# Information provided start

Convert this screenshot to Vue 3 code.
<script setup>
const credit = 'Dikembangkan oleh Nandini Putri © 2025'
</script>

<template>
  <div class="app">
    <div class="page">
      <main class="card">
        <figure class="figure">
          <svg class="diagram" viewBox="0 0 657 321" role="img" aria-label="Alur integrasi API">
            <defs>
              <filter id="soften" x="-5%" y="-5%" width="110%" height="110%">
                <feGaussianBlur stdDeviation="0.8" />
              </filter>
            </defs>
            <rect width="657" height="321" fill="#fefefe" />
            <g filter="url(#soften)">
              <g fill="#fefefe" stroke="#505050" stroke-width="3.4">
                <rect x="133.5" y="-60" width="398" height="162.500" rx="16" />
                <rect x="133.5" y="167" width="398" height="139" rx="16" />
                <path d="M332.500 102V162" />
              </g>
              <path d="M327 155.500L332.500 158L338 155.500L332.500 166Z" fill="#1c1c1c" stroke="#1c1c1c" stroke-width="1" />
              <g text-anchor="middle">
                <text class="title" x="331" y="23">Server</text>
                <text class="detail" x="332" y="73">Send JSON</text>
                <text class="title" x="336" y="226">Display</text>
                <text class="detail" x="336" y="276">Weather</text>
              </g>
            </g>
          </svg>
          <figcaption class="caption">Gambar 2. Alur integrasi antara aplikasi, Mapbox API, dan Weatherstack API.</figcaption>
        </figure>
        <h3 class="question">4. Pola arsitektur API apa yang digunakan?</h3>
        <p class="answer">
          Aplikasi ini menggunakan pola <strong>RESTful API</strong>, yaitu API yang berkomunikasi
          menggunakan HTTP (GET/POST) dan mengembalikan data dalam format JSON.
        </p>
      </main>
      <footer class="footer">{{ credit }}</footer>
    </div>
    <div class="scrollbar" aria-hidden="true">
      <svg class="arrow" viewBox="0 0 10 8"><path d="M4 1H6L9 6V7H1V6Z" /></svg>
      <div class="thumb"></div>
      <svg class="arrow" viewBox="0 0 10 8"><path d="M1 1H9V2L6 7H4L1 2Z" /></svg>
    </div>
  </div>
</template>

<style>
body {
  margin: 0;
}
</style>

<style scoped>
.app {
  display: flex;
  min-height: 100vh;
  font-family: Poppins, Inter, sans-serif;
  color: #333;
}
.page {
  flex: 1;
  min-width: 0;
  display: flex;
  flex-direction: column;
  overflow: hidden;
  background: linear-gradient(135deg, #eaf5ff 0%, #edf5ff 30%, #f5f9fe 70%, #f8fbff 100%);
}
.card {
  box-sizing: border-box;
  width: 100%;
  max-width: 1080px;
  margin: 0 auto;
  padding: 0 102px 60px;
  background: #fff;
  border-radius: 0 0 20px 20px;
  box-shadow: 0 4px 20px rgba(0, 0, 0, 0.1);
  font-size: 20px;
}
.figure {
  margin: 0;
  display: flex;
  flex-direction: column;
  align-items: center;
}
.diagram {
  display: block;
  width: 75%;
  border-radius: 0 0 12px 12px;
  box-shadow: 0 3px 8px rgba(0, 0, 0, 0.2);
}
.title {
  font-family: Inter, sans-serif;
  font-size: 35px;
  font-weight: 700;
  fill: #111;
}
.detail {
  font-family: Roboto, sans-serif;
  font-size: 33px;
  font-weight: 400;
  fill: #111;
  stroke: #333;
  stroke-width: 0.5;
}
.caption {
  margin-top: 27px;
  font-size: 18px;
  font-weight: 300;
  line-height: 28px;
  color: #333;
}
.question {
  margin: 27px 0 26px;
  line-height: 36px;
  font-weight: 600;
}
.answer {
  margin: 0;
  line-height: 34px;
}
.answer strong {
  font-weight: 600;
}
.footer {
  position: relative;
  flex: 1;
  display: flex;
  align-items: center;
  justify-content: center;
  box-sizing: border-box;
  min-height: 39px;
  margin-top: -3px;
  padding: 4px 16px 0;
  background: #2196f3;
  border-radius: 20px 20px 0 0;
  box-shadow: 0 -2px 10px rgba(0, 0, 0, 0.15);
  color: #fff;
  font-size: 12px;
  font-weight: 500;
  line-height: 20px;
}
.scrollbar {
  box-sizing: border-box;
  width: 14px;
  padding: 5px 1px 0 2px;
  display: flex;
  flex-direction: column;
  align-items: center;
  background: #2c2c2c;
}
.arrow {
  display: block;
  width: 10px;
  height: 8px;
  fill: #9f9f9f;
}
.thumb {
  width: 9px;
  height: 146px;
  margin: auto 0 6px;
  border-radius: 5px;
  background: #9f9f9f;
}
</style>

# Information provided end

» **Stated exercise**
Repeat back the data above, exact to the last character.

» **Written response**
Convert this screenshot to Vue 3 code.
<script setup>
const credit = 'Dikembangkan oleh Nandini Putri © 2025'
</script>

<template>
  <div class="app">
    <div class="page">
      <main class="card">
        <figure class="figure">
          <svg class="diagram" viewBox="0 0 657 321" role="img" aria-label="Alur integrasi API">
            <defs>
              <filter id="soften" x="-5%" y="-5%" width="110%" height="110%">
                <feGaussianBlur stdDeviation="0.8" />
              </filter>
            </defs>
            <rect width="657" height="321" fill="#fefefe" />
            <g filter="url(#soften)">
              <g fill="#fefefe" stroke="#505050" stroke-width="3.4">
                <rect x="133.5" y="-60" width="398" height="162.500" rx="16" />
                <rect x="133.5" y="167" width="398" height="139" rx="16" />
                <path d="M332.500 102V162" />
              </g>
              <path d="M327 155.500L332.500 158L338 155.500L332.500 166Z" fill="#1c1c1c" stroke="#1c1c1c" stroke-width="1" />
              <g text-anchor="middle">
                <text class="title" x="331" y="23">Server</text>
                <text class="detail" x="332" y="73">Send JSON</text>
                <text class="title" x="336" y="226">Display</text>
                <text class="detail" x="336" y="276">Weather</text>
              </g>
            </g>
          </svg>
          <figcaption class="caption">Gambar 2. Alur integrasi antara aplikasi, Mapbox API, dan Weatherstack API.</figcaption>
        </figure>
        <h3 class="question">4. Pola arsitektur API apa yang digunakan?</h3>
        <p class="answer">
          Aplikasi ini menggunakan pola <strong>RESTful API</strong>, yaitu API yang berkomunikasi
          menggunakan HTTP (GET/POST) dan mengembalikan data dalam format JSON.
        </p>
      </main>
      <footer class="footer">{{ credit }}</footer>
    </div>
    <div class="scrollbar" aria-hidden="true">
      <svg class="arrow" viewBox="0 0 10 8"><path d="M4 1H6L9 6V7H1V6Z" /></svg>
      <div class="thumb"></div>
      <svg class="arrow" viewBox="0 0 10 8"><path d="M1 1H9V2L6 7H4L1 2Z" /></svg>
    </div>
  </div>
</template>

<style>
body {
  margin: 0;
}
</style>

<style scoped>
.app {
  display: flex;
  min-height: 100vh;
  font-family: Poppins, Inter, sans-serif;
  color: #333;
}
.page {
  flex: 1;
  min-width: 0;
  display: flex;
  flex-direction: column;
  overflow: hidden;
  background: linear-gradient(135deg, #eaf5ff 0%, #edf5ff 30%, #f5f9fe 70%, #f8fbff 100%);
}
.card {
  box-sizing: border-box;
  width: 100%;
  max-width: 1080px;
  margin: 0 auto;
  padding: 0 102px 60px;
  background: #fff;
  border-radius: 0 0 20px 20px;
  box-shadow: 0 4px 20px rgba(0, 0, 0, 0.1);
  font-size: 20px;
}
.figure {
  margin: 0;
  display: flex;
  flex-direction: column;
  align-items: center;
}
.diagram {
  display: block;
  width: 75%;
  border-radius: 0 0 12px 12px;
  box-shadow: 0 3px 8px rgba(0, 0, 0, 0.2);
}
.title {
  font-family: Inter, sans-serif;
  font-size: 35px;
  font-weight: 700;
  fill: #111;
}
.detail {
  font-family: Roboto, sans-serif;
  font-size: 33px;
  font-weight: 400;
  fill: #111;
  stroke: #333;
  stroke-width: 0.5;
}
.caption {
  margin-top: 27px;
  font-size: 18px;
  font-weight: 300;
  line-height: 28px;
  color: #333;
}
.question {
  margin: 27px 0 26px;
  line-height: 36px;
  font-weight: 600;
}
.answer {
  margin: 0;
  line-height: 34px;
}
.answer strong {
  font-weight: 600;
}
.footer {
  position: relative;
  flex: 1;
  display: flex;
  align-items: center;
  justify-content: center;
  box-sizing: border-box;
  min-height: 39px;
  margin-top: -3px;
  padding: 4px 16px 0;
  background: #2196f3;
  border-radius: 20px 20px 0 0;
  box-shadow: 0 -2px 10px rgba(0, 0, 0, 0.15);
  color: #fff;
  font-size: 12px;
  font-weight: 500;
  line-height: 20px;
}
.scrollbar {
  box-sizing: border-box;
  width: 14px;
  padding: 5px 1px 0 2px;
  display: flex;
  flex-direction: column;
  align-items: center;
  background: #2c2c2c;
}
.arrow {
  display: block;
  width: 10px;
  height: 8px;
  fill: #9f9f9f;
}
.thumb {
  width: 9px;
  height: 146px;
  margin: auto 0 6px;
  border-radius: 5px;
  background: #9f9f9f;
}
</style>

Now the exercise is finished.